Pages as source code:
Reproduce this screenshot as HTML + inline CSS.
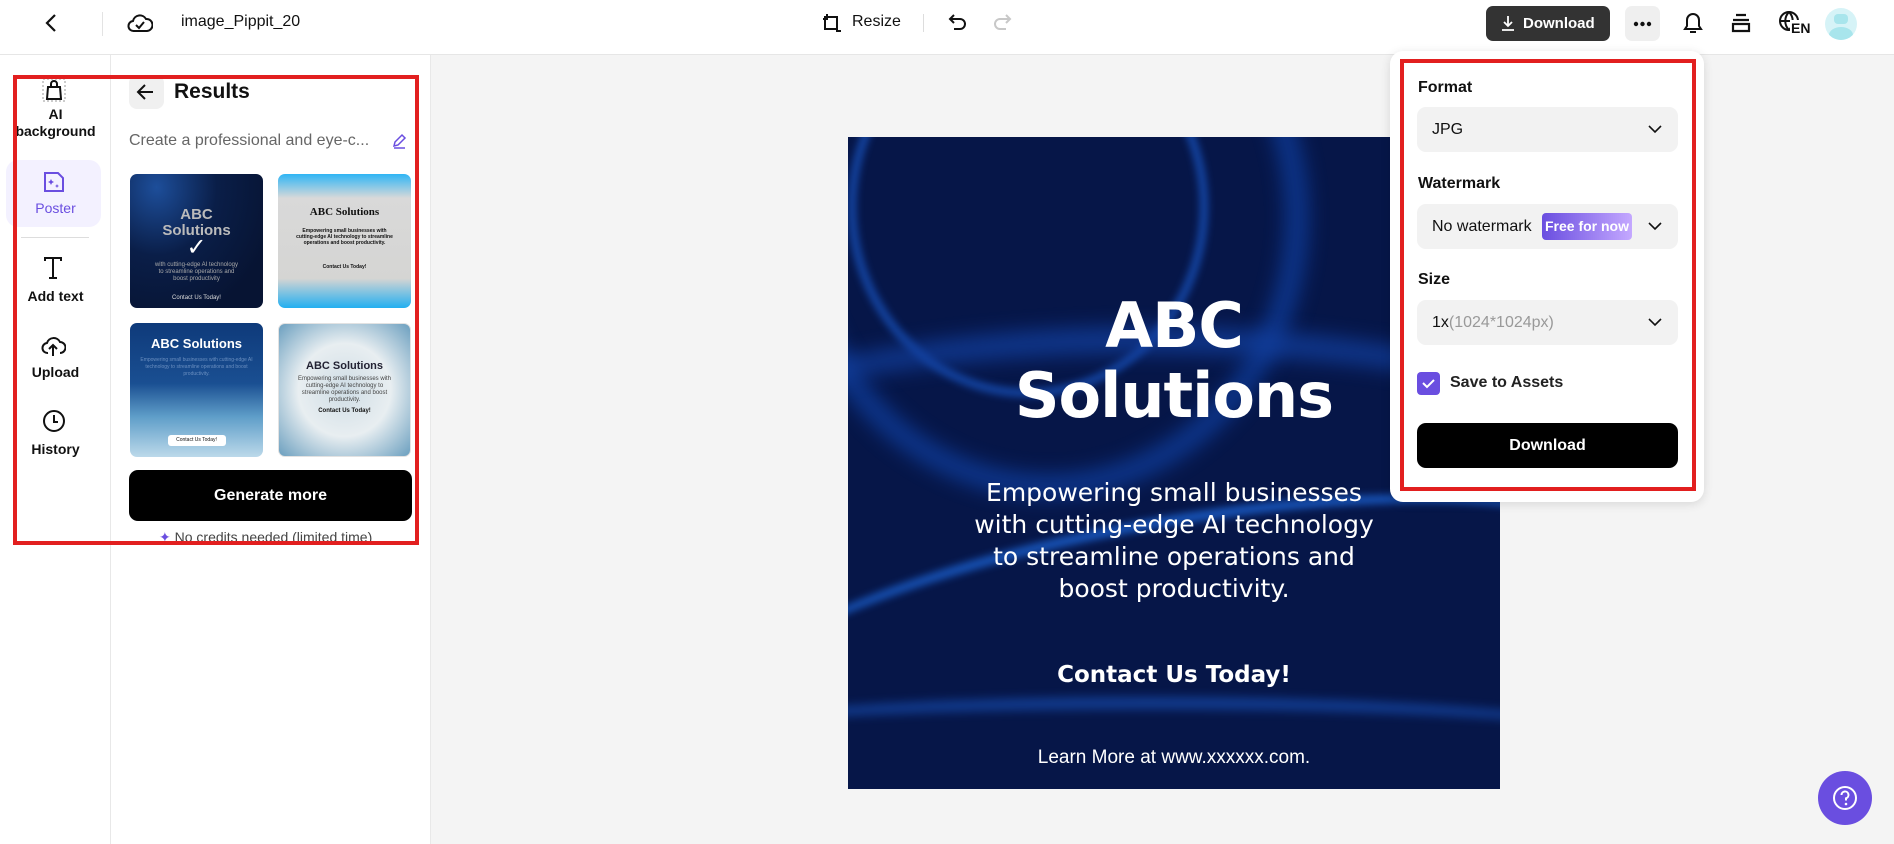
<!DOCTYPE html>
<html style="overflow:hidden;height:844px"><head><meta charset="utf-8"><style>
*{box-sizing:border-box;margin:0;padding:0}
body{width:1894px;height:844px;overflow:hidden;background:#f4f4f4;font-family:"Liberation Sans",sans-serif;position:relative;color:#111}
.abs{position:absolute}
.hdr{left:0;top:0;width:1894px;height:55px;background:#fff;border-bottom:1px solid #e6e6e6}
.rail{left:0;top:55px;width:111px;height:789px;background:#fff;border-right:1px solid #e8e8e8}
.panel{left:111px;top:55px;width:320px;height:789px;background:#fff;border-right:1px solid #e8e8e8}
.lbl{font-size:14px;font-weight:bold;text-align:center;width:111px;left:0;line-height:17px}
.thumb{border-radius:7px;overflow:hidden;width:133px;height:134px}
.sel{left:1417px;width:261px;height:45px;background:#f2f2f2;border-radius:9px;font-size:16px;padding-left:15px;line-height:45px}
.chev{right:16px;top:16px}
.flab{left:1418px;font-size:16px;font-weight:bold}
</style></head><body>
<div class="abs hdr"></div>
<svg class="abs" style="left:44px;top:13px" width="16" height="20" viewBox="0 0 16 20"><path d="M11 2 L3 10 L11 18" fill="none" stroke="#111" stroke-width="2.2"/></svg>
<div class="abs" style="left:102px;top:12px;width:1px;height:24px;background:#e3e3e3"></div>
<svg class="abs" style="left:127px;top:11px" width="26" height="24" viewBox="0 0 26 24"><path d="M7 20 a5 5 0 0 1 -1-10 a7 7 0 0 1 13-2 a6 6 0 0 1 1 12 z" fill="none" stroke="#111" stroke-width="2"/><path d="M9 14 l3 3 l5-6" fill="none" stroke="#111" stroke-width="2"/></svg>
<div class="abs" style="left:181px;top:13px;font-size:16px">image_Pippit_20</div>
<svg class="abs" style="left:821px;top:12px" width="22" height="22" viewBox="0 0 22 22"><path d="M4 5 h12 v12 h-12 z" fill="none" stroke="#111" stroke-width="2"/><path d="M6 2v6M16 14v6M2 7h4M16 19h4" stroke="#111" stroke-width="2"/></svg>
<div class="abs" style="left:852px;top:13px;font-size:16px">Resize</div>
<div class="abs" style="left:923px;top:14px;width:1px;height:18px;background:#ddd"></div>
<svg class="abs" style="left:948px;top:12px" width="20" height="20" viewBox="0 0 20 20"><path d="M6 3 L2 7 L6 11 M2 7 H12 a5 5 0 0 1 0 10 H6" fill="none" stroke="#111" stroke-width="2"/></svg>
<svg class="abs" style="left:992px;top:12px" width="20" height="20" viewBox="0 0 20 20"><path d="M14 3 L18 7 L14 11 M18 7 H8 a5 5 0 0 0 0 10 H14" fill="none" stroke="#c8c8c8" stroke-width="2"/></svg>
<div class="abs" style="left:1486px;top:6px;width:124px;height:35px;background:#333;border-radius:7px;color:#fff;font-weight:bold;font-size:15px;line-height:35px;padding-left:37px">Download</div>
<svg class="abs" style="left:1500px;top:14px" width="16" height="18" viewBox="0 0 16 18"><path d="M8 2v10M4 8l4 4 4-4M2 16h12" fill="none" stroke="#fff" stroke-width="1.8"/></svg>
<div class="abs" style="left:1625px;top:6px;width:35px;height:35px;background:#efefef;border-radius:7px"><svg width="35" height="35" viewBox="0 0 35 35"><circle cx="11" cy="18" r="2.2" fill="#111"/><circle cx="17.5" cy="18" r="2.2" fill="#111"/><circle cx="24" cy="18" r="2.2" fill="#111"/></svg></div>
<svg class="abs" style="left:1681px;top:10px" width="24" height="26" viewBox="0 0 24 26"><path d="M4 19 h16 l-2-3 v-6 a6 6 0 0 0 -12 0 v6 z M9 22 h6" fill="none" stroke="#111" stroke-width="2"/></svg>
<svg class="abs" style="left:1730px;top:12px" width="22" height="22" viewBox="0 0 22 22"><path d="M6 3h10M3 8h16M3 12h16v7h-16z" fill="none" stroke="#111" stroke-width="2.2"/></svg>
<svg class="abs" style="left:1778px;top:10px" width="24" height="24" viewBox="0 0 24 24"><circle cx="11" cy="11" r="9" fill="none" stroke="#111" stroke-width="2"/><path d="M2 11h18M11 2c-5 5-5 13 0 18M11 2c5 5 5 13 0 18" fill="none" stroke="#111" stroke-width="2"/></svg>
<div class="abs" style="left:1790px;top:20px;font-weight:bold;font-size:14px;background:#fff;padding:0 1px">EN</div>
<div class="abs" style="left:1825px;top:8px;width:32px;height:32px;border-radius:50%;background:#d6f3f7;overflow:hidden"><div class="abs" style="left:9px;top:6px;width:14px;height:10px;background:#a8e5ec;border-radius:4px"></div><div class="abs" style="left:4px;top:19px;width:24px;height:16px;background:#a8e5ec;border-radius:50%"></div></div>

<div class="abs rail"></div>
<div class="abs panel"></div>
<svg class="abs" style="left:42px;top:78px" width="24" height="24" viewBox="0 0 24 24"><rect x="1" y="1" width="22" height="22" fill="none" stroke="#999" stroke-dasharray="2 2"/><path d="M5 21 L6 9 h12 l1 12z M9 9 v-3 a3 3 0 0 1 6 0 v3" fill="none" stroke="#111" stroke-width="2"/></svg>
<div class="abs lbl" style="top:106px">AI<br>background</div>
<div class="abs" style="left:6px;top:160px;width:95px;height:67px;background:#f3f1ff;border-radius:12px"></div>
<svg class="abs" style="left:42px;top:170px" width="24" height="24" viewBox="0 0 24 24"><path d="M3 3h13l5 5v13h-18z" fill="none" stroke="#6a4ee0" stroke-width="2"/><path d="M9 9l1 2 2 1-2 1-1 2-1-2-2-1 2-1z M15 14l.6 1.4 1.4.6-1.4.6-.6 1.4-.6-1.4-1.4-.6 1.4-.6z" fill="#6a4ee0"/></svg>
<div class="abs lbl" style="top:200px;color:#6a4ee0;font-weight:normal">Poster</div>
<div class="abs" style="left:21px;top:237px;width:68px;height:1px;background:#ddd"></div>
<svg class="abs" style="left:42px;top:256px" width="22" height="24" viewBox="0 0 22 24"><path d="M3 5V2h16v3M11 2v20M7 22h8" fill="none" stroke="#111" stroke-width="2"/></svg>
<div class="abs lbl" style="top:288px">Add text</div>
<svg class="abs" style="left:40px;top:333px" width="26" height="26" viewBox="0 0 26 26"><path d="M8 20 a5 5 0 0 1 -1-10 a7 7 0 0 1 13-1 a5.5 5.5 0 0 1 0 11M13 23v-10M9 16l4-4 4 4" fill="none" stroke="#111" stroke-width="2"/></svg>
<div class="abs lbl" style="top:364px">Upload</div>
<svg class="abs" style="left:42px;top:409px" width="24" height="24" viewBox="0 0 24 24"><circle cx="12" cy="12" r="10" fill="none" stroke="#111" stroke-width="2"/><path d="M12 6v7h4" fill="none" stroke="#111" stroke-width="2"/></svg>
<div class="abs lbl" style="top:441px">History</div>
<div class="abs" style="left:129px;top:75px;width:35px;height:34px;background:#f0f0f0;border-radius:8px"></div>
<svg class="abs" style="left:136px;top:82px" width="20" height="20" viewBox="0 0 20 20"><path d="M17 10H3M9 3l-7 7 7 7" fill="none" stroke="#111" stroke-width="2"/></svg>
<div class="abs" style="left:174px;top:80px;font-size:21px;font-weight:bold">Results</div>
<div class="abs" style="left:129px;top:132px;font-size:16px;color:#666">Create a professional and eye-c...</div>
<svg class="abs" style="left:391px;top:133px" width="16" height="16" viewBox="0 0 16 16"><path d="M3 13l1-4 7-7 3 3-7 7zM3 15h11" fill="none" stroke="#6a4ee0" stroke-width="1.5"/></svg>
<div class="abs thumb" style="left:130px;top:174px;background:radial-gradient(ellipse at 20% 10%,#1d4e9a 0,#0a1e48 40%,#071433 80%)"><div style="color:#bbb;font-weight:bold;font-size:15px;text-align:center;margin-top:33px;line-height:16px">ABC<br>Solutions</div><div style="color:#fff;font-size:24px;text-align:center;margin-top:-6px">✓</div><div style="color:#aaa;font-size:6px;text-align:center;line-height:7px">with cutting-edge AI technology<br>to streamline operations and<br>boost productivity</div><div style="color:#ddd;font-size:6px;text-align:center;margin-top:12px">Contact Us Today!</div></div>
<div class="abs thumb" style="left:278px;top:174px;background:linear-gradient(180deg,#2fb5f5 0,#d9d9d9 18%,#d5d5d3 78%,#22aff0 100%)"><div style="font-family:'Liberation Serif',serif;font-weight:bold;font-size:11px;text-align:center;margin-top:32px">ABC Solutions</div><div style="font-size:5px;text-align:center;margin:10px 18px;line-height:6px;font-weight:bold">Empowering small businesses with cutting-edge AI technology to streamline operations and boost productivity.</div><div style="font-size:5px;text-align:center;margin-top:18px;font-weight:bold">Contact Us Today!</div></div>
<div class="abs thumb" style="left:130px;top:323px;background:linear-gradient(180deg,#0e3a7a 0,#1a4f92 45%,#5f9ec9 70%,#bcd9ea 100%)"><div style="color:#fff;font-weight:bold;font-size:13px;text-align:center;margin-top:13px">ABC Solutions</div><div style="color:#6a8fc0;font-size:5px;text-align:center;margin:6px 10px;line-height:7px">Empowering small businesses with cutting-edge AI technology to streamline operations and boost productivity.</div><div style="width:58px;height:11px;background:#fff;border-radius:3px;margin:57px auto 0;font-size:5px;text-align:center;line-height:11px">Contact Us Today!</div></div>
<div class="abs thumb" style="left:278px;top:323px;background:radial-gradient(ellipse at 50% 50%,#cfdde5 0,#e8eef1 50%,#6b9fbf 100%);border:1px solid #e2e2e2"><div style="color:#223;font-weight:bold;font-size:11px;text-align:center;margin-top:36px">ABC Solutions</div><div style="color:#444;font-size:6px;text-align:center;margin:4px 16px;line-height:7px">Empowering small businesses with cutting-edge AI technology to streamline operations and boost productivity.</div><div style="font-size:6px;text-align:center;font-weight:bold;margin-top:4px">Contact Us Today!</div></div>
<div class="abs" style="left:129px;top:470px;width:283px;height:51px;background:#000;border-radius:9px;color:#fff;font-weight:bold;font-size:16px;text-align:center;line-height:51px">Generate more</div>
<div class="abs" style="left:159px;top:529px;font-size:14px;color:#444"><span style="color:#6a4ee0">✦</span> No credits needed (limited time)</div>
<div class="abs" style="left:13px;top:75px;width:406px;height:470px;border:4px solid #e21f1f"></div>

<div class="abs" style="left:848px;top:137px;width:652px;height:652px;overflow:hidden;background:#061648;">
<div class="abs" style="left:-60px;top:-200px;width:520px;height:560px;border-radius:50%;border:22px solid #0f3fa0;filter:blur(10px);opacity:.8"></div>
<div class="abs" style="left:0px;top:-120px;width:360px;height:380px;border-radius:50%;border:8px solid #1b5cd0;filter:blur(4px);opacity:.7"></div>
<div class="abs" style="left:-200px;top:190px;width:1000px;height:300px;border-radius:50%;border-top:26px solid #123f9e;filter:blur(10px);opacity:.8"></div>
<div class="abs" style="left:-150px;top:380px;width:950px;height:260px;border-radius:50%;border-top:10px solid #1e6ae0;filter:blur(4px);opacity:.75;transform:rotate(-10deg)"></div>
<div class="abs" style="left:-200px;top:560px;width:1000px;height:90px;border-radius:50%;border-top:12px solid #1e62d8;filter:blur(5px);opacity:.5"></div>
<div style="position:relative;color:#fff;text-align:center;font-family:'DejaVu Sans',sans-serif;font-weight:bold;font-size:62px;line-height:70px;margin-top:154px;letter-spacing:-1px">ABC<br>Solutions</div>
<div style="position:relative;color:#fff;text-align:center;font-family:'DejaVu Sans',sans-serif;font-size:25px;line-height:32px;margin-top:46px">Empowering small businesses<br>with cutting-edge AI technology<br>to streamline operations and<br>boost productivity.</div>
<div style="position:relative;color:#fff;text-align:center;font-family:'DejaVu Sans',sans-serif;font-size:23px;font-weight:bold;margin-top:57px">Contact Us Today!</div>
<div style="position:relative;color:#fff;text-align:center;font-size:19px;margin-top:59px">Learn More at www.xxxxxx.com.</div>
</div>

<div class="abs" style="left:1390px;top:51px;width:314px;height:451px;background:#fff;border-radius:13px;box-shadow:0 2px 10px rgba(0,0,0,.12)"></div>
<div class="abs flab" style="top:79px">Format</div>
<div class="abs sel" style="top:107px">JPG<svg class="abs chev" width="14" height="12" viewBox="0 0 14 12"><path d="M1 3l6 6 6-6" fill="none" stroke="#111" stroke-width="1.6"/></svg></div>
<div class="abs flab" style="top:175px">Watermark</div>
<div class="abs sel" style="top:204px">No watermark<span class="abs" style="left:125px;top:9px;width:90px;height:27px;border-radius:4px;background:linear-gradient(90deg,#6a4ee0,#c4a8ff);color:#fff;font-weight:bold;font-size:14px;line-height:27px;text-align:center">Free for now</span><svg class="abs chev" width="14" height="12" viewBox="0 0 14 12"><path d="M1 3l6 6 6-6" fill="none" stroke="#111" stroke-width="1.6"/></svg></div>
<div class="abs flab" style="top:271px">Size</div>
<div class="abs sel" style="top:300px">1x<span style="color:#999">(1024*1024px)</span><svg class="abs chev" width="14" height="12" viewBox="0 0 14 12"><path d="M1 3l6 6 6-6" fill="none" stroke="#111" stroke-width="1.6"/></svg></div>
<div class="abs" style="left:1417px;top:372px;width:23px;height:23px;background:#6a4ee0;border-radius:4px"><svg width="23" height="23" viewBox="0 0 23 23"><path d="M6 11l4 4 7-7" fill="none" stroke="#fff" stroke-width="2"/></svg></div>
<div class="abs" style="left:1450px;top:374px;font-size:16px;font-weight:bold;color:#222">Save to Assets</div>
<div class="abs" style="left:1417px;top:423px;width:261px;height:45px;background:#000;border-radius:9px;color:#fff;font-weight:bold;font-size:16px;text-align:center;line-height:45px">Download</div>
<div class="abs" style="left:1400px;top:59px;width:296px;height:432px;border:4px solid #e21f1f"></div>

<div class="abs" style="left:1818px;top:771px;width:54px;height:54px;border-radius:50%;background:#6a4ee0"><svg width="54" height="54" viewBox="0 0 54 54"><circle cx="27" cy="27" r="11" fill="none" stroke="#fff" stroke-width="2"/><path d="M23.5 24a3.5 3.5 0 1 1 4.5 3.3v2.2" fill="none" stroke="#fff" stroke-width="2"/><circle cx="28" cy="33" r="1.3" fill="#fff"/></svg></div>
</body></html>
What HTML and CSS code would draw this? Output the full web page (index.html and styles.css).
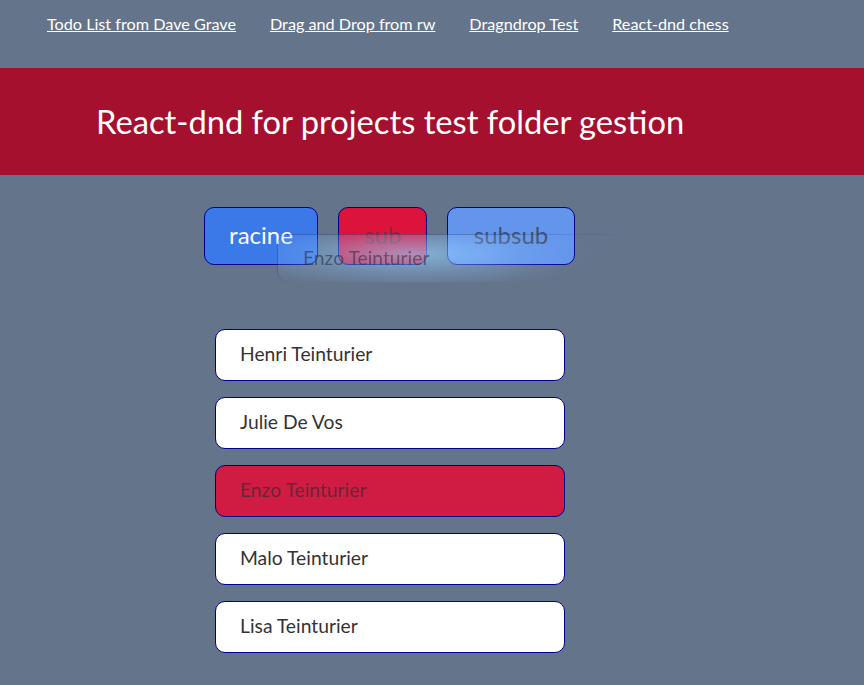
FILE: index.html
```html
<!DOCTYPE html>
<html>
<head>
<meta charset="utf-8">
<link rel="stylesheet" href="styles.css">
</head>
<body>
<nav class="nav">
  <a href="#">Todo List from Dave Grave</a>
  <a href="#">Drag and Drop from rw</a>
  <a href="#">Dragndrop Test</a>
  <a href="#">React-dnd chess</a>
</nav>
<header class="banner">
  <h1>React-dnd for projects test folder gestion</h1>
</header>
<main class="main">
  <div class="folders">
    <div class="folder folder-racine">racine</div>
    <div class="folder folder-sub">sub</div>
    <div class="folder folder-subsub">subsub</div>
    <div class="ghost">Enzo Teinturier</div>
  </div>
  <ul class="people">
    <li class="person">Henri Teinturier</li>
    <li class="person">Julie De Vos</li>
    <li class="person person-dragging">Enzo Teinturier</li>
    <li class="person">Malo Teinturier</li>
    <li class="person">Lisa Teinturier</li>
  </ul>
</main>
</body>
</html>
```
FILE: styles.css
```css
html, body {
  margin: 0;
  padding: 0;
}
body {
  background: #64748b;
  font-family: "Lato", "Noto Sans", sans-serif;
  min-height: 685px;
}
.nav {
  display: flex;
  gap: 34px;
  padding: 14px 0 0 47px;
  height: 68px;
  box-sizing: border-box;
}
.nav a {
  color: #ffffff;
  font-size: 16.2px;
  line-height: 20px;
  text-decoration: underline;
}
.banner {
  background: #a6102f;
  height: 107px;
  display: flex;
  align-items: center;
  padding-left: 96px;
}
.banner h1 {
  margin: 0;
  color: #ffffff;
  font-weight: 400;
  font-size: 32.7px;
  letter-spacing: 0;
}
.main {
  padding-top: 32px;
}
.folders {
  position: relative;
  display: flex;
  gap: 20px;
  margin-left: 204px;
}
.folder {
  height: 58px;
  box-sizing: border-box;
  border: 1px solid #00008b;
  border-radius: 10px;
  display: flex;
  align-items: center;
  justify-content: center;
  font-size: 24px;
  padding: 0 20px 4px;
}
.folder-racine {
  background: #3b78e8;
  color: #ffffff;
  width: 114px;
}
.folder-sub {
  background: #dc143c;
  color: rgba(60, 60, 60, 0.6);
  width: 89px;
}
.folder-subsub {
  background: #6495ed;
  color: rgba(40, 40, 40, 0.65);
  width: 128px;
}
.ghost {
  position: absolute;
  left: 73px;
  top: 27px;
  width: 352px;
  height: 48px;
  box-sizing: border-box;
  padding: 11px 0 0 25px;
  font-size: 19.3px;
  color: rgba(40, 40, 60, 0.55);
  border-radius: 10px;
  border-left: 1px solid rgba(40, 60, 120, 0.35);
  border-top: 1px solid rgba(40, 60, 120, 0.35);
  background: radial-gradient(ellipse 55% 75% at 38% 40%, rgba(150, 210, 255, 0.65), rgba(140, 190, 240, 0.3) 55%, rgba(100, 116, 139, 0) 100%);
  -webkit-mask-image: linear-gradient(to right, #000 60%, transparent 100%);
  mask-image: linear-gradient(to right, #000 60%, transparent 100%);
}
.people {
  list-style: none;
  margin: 64px 0 0 215px;
  padding: 0;
  display: flex;
  flex-direction: column;
  gap: 16px;
  width: 350px;
}
.person {
  height: 52px;
  box-sizing: border-box;
  border: 1px solid #00008b;
  border-radius: 10px;
  background: #ffffff;
  color: #333333;
  font-size: 19.3px;
  display: flex;
  align-items: center;
  padding: 0 0 3px 24px;
}
.person-dragging {
  background: #d01c42;
  color: rgba(60, 40, 50, 0.7);
}
```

What you should do: Of the lines above, how many include the word "styles"? Reply with the number alone.

Right answer: 3